— START PROVIDED DATA —
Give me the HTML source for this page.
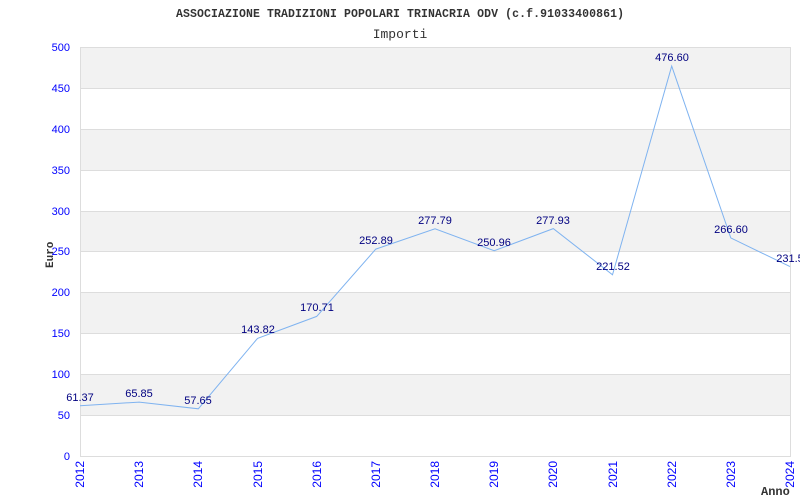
<!DOCTYPE html>
<html><head><meta charset="utf-8"><style>body{margin:0;background:#fff}svg{display:block}</style></head><body>
<svg width="800" height="500" xmlns="http://www.w3.org/2000/svg">
<rect width="800" height="500" fill="#fff"/>
<text x="176" y="17" textLength="448" font-family="Liberation Mono, monospace" font-weight="bold" font-size="11.5" fill="#333">ASSOCIAZIONE TRADIZIONI POPOLARI TRINACRIA ODV (c.f.91033400861)</text>
<text x="400" y="38" text-anchor="middle" font-family="Liberation Mono, monospace" font-size="13" fill="#333">Importi</text>
<g fill="#f2f2f2">
<rect x="80" y="47" width="710" height="41"/>
<rect x="80" y="129" width="710" height="41"/>
<rect x="80" y="211" width="710" height="40"/>
<rect x="80" y="292" width="710" height="41"/>
<rect x="80" y="374" width="710" height="41"/>
</g>
<g stroke="#ddd" stroke-width="1">
<line x1="80" y1="47.5" x2="790" y2="47.5"/><line x1="80" y1="88.5" x2="790" y2="88.5"/>
<line x1="80" y1="129.5" x2="790" y2="129.5"/><line x1="80" y1="170.5" x2="790" y2="170.5"/>
<line x1="80" y1="211.5" x2="790" y2="211.5"/><line x1="80" y1="251.5" x2="790" y2="251.5"/>
<line x1="80" y1="292.5" x2="790" y2="292.5"/><line x1="80" y1="333.5" x2="790" y2="333.5"/>
<line x1="80" y1="374.5" x2="790" y2="374.5"/><line x1="80" y1="415.5" x2="790" y2="415.5"/>
<line x1="80" y1="456.5" x2="790" y2="456.5"/>
<line x1="80.5" y1="47" x2="80.5" y2="457"/><line x1="790.5" y1="47" x2="790.5" y2="457"/>
</g>
<g font-family="Liberation Sans, sans-serif" font-size="11" fill="#0000ff" text-anchor="end">
<text x="70" y="51">500</text><text x="70" y="92">450</text><text x="70" y="133">400</text>
<text x="70" y="174">350</text><text x="70" y="215">300</text><text x="70" y="255">250</text>
<text x="70" y="296">200</text><text x="70" y="337">150</text><text x="70" y="378">100</text>
<text x="70" y="419">50</text><text x="70" y="460">0</text>
</g>
<g font-family="Liberation Sans, sans-serif" font-size="12" fill="#0000ff" text-anchor="end">
<text transform="translate(84,461) rotate(-90)">2012</text>
<text transform="translate(143,461) rotate(-90)">2013</text>
<text transform="translate(202,461) rotate(-90)">2014</text>
<text transform="translate(262,461) rotate(-90)">2015</text>
<text transform="translate(321,461) rotate(-90)">2016</text>
<text transform="translate(380,461) rotate(-90)">2017</text>
<text transform="translate(439,461) rotate(-90)">2018</text>
<text transform="translate(498,461) rotate(-90)">2019</text>
<text transform="translate(557,461) rotate(-90)">2020</text>
<text transform="translate(617,461) rotate(-90)">2021</text>
<text transform="translate(676,461) rotate(-90)">2022</text>
<text transform="translate(735,461) rotate(-90)">2023</text>
<text transform="translate(794,461) rotate(-90)">2024</text>
</g>
<text x="761" y="495" font-family="Liberation Mono, monospace" font-weight="bold" font-size="12" fill="#333">Anno</text>
<text transform="translate(53,268) rotate(-90)" font-family="Liberation Mono, monospace" font-weight="bold" font-size="11" fill="#333">Euro</text>
<polyline fill="none" stroke="#7fb3f0" stroke-width="1" points="80,405.8 139.2,402.1 198.3,408.8 257.5,338.4 316.7,316.4 375.8,249.1 435,228.8 494.2,250.7 553.3,228.6 612.5,274.8 671.7,66.1 730.8,237.9 790,266.6"/>
<g font-family="Liberation Sans, sans-serif" font-size="11" fill="#000080" text-anchor="middle">
<text x="80" y="401">61.37</text><text x="139" y="397">65.85</text><text x="198" y="404">57.65</text>
<text x="258" y="333">143.82</text><text x="317" y="311">170.71</text><text x="376" y="244">252.89</text>
<text x="435" y="224">277.79</text><text x="494" y="246">250.96</text><text x="553" y="224">277.93</text>
<text x="613" y="270">221.52</text><text x="672" y="61">476.60</text><text x="731" y="233">266.60</text>
<text x="790" y="262">231.5</text>
</g>
</svg>
</body></html>
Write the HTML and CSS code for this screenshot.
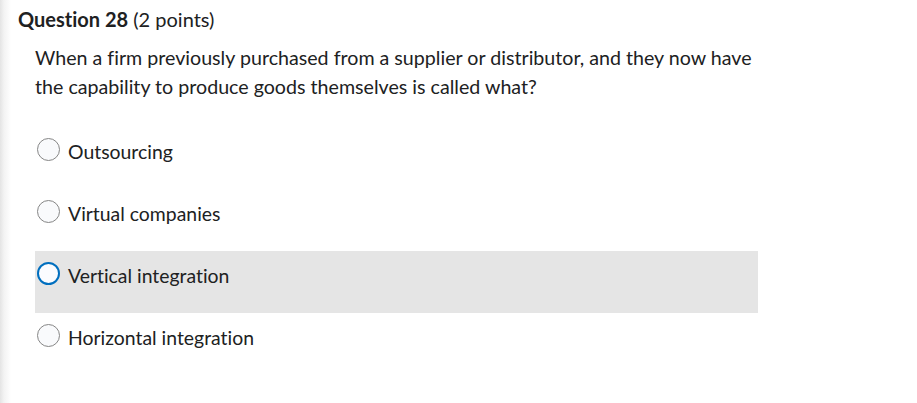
FILE: index.html
```html
<!DOCTYPE html>
<html lang="en">
<head>
<meta charset="utf-8">
<title>Question 28</title>
<link rel="stylesheet" href="styles.css">
</head>
<body>
<div class="page">
  <h2 class="title"><strong>Question 28</strong> (2 points)</h2>
  <div class="content">
    <p class="question">When a firm previously purchased from a supplier or distributor, and they now have the capability to produce goods themselves is called what?</p>
    <div class="options">
      <label class="option"><span class="radio"></span><span class="label">Outsourcing</span></label>
      <label class="option"><span class="radio"></span><span class="label">Virtual companies</span></label>
      <label class="option is-focused"><span class="radio"></span><span class="label">Vertical integration</span></label>
      <label class="option"><span class="radio"></span><span class="label">Horizontal integration</span></label>
    </div>
  </div>
</div>
</body>
</html>
```

FILE: styles.css
```css
html, body {
  margin: 0;
  padding: 0;
}
body {
  width: 917px;
  height: 403px;
  overflow: hidden;
  background: linear-gradient(to right, #e4e4e4 0, #f3f3f3 4px, #ffffff 11px);
  font-family: Lato, "Noto Sans", sans-serif;
  font-variant-ligatures: none;
  color: #202122;
}
.page {
  padding: 7px 0 0 18px;
}
.title {
  margin: 0;
  font-size: 20px;
  line-height: 24px;
  font-weight: 400;
}
.title strong {
  font-weight: 700;
}
.content {
  padding-left: 17px;
}
.question {
  margin: 12px 0 0 0;
  width: 730px;
  font-size: 19.65px;
  line-height: 29px;
}
.options {
  margin-top: 26px;
  width: 723px;
  display: flex;
  flex-direction: column;
}
.option {
  display: flex;
  align-items: flex-start;
  gap: 8px;
  height: 62px;
  box-sizing: border-box;
  padding: 10px 0 0 2px;
  font-size: 19.4px;
  line-height: 29px;
}
.option.is-focused {
  background: #e5e5e5;
}
.radio {
  width: 23px;
  height: 23px;
  margin-top: 1px;
  box-sizing: border-box;
  border: 1px solid #868686;
  border-radius: 50%;
  background: #f9fafc;
  flex: none;
}
.is-focused .radio {
  border: 2px solid #006fbf;
  background: #fbfcff;
}
```
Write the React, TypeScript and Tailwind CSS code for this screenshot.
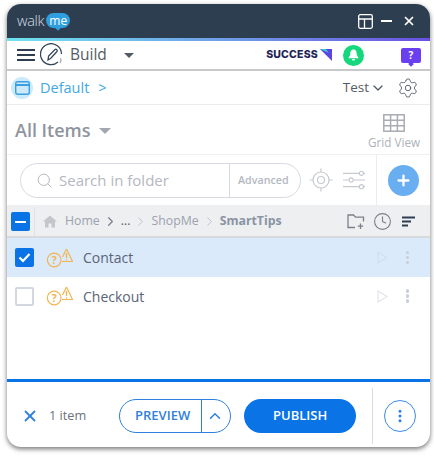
— END PROVIDED DATA —
* _TASK TO CARRY OUT_: For each line above that contains the word "page", copy that line.

* _EXERCISE RESPONSE_:
Give me the HTML source for this page.
<div class="page">
.page {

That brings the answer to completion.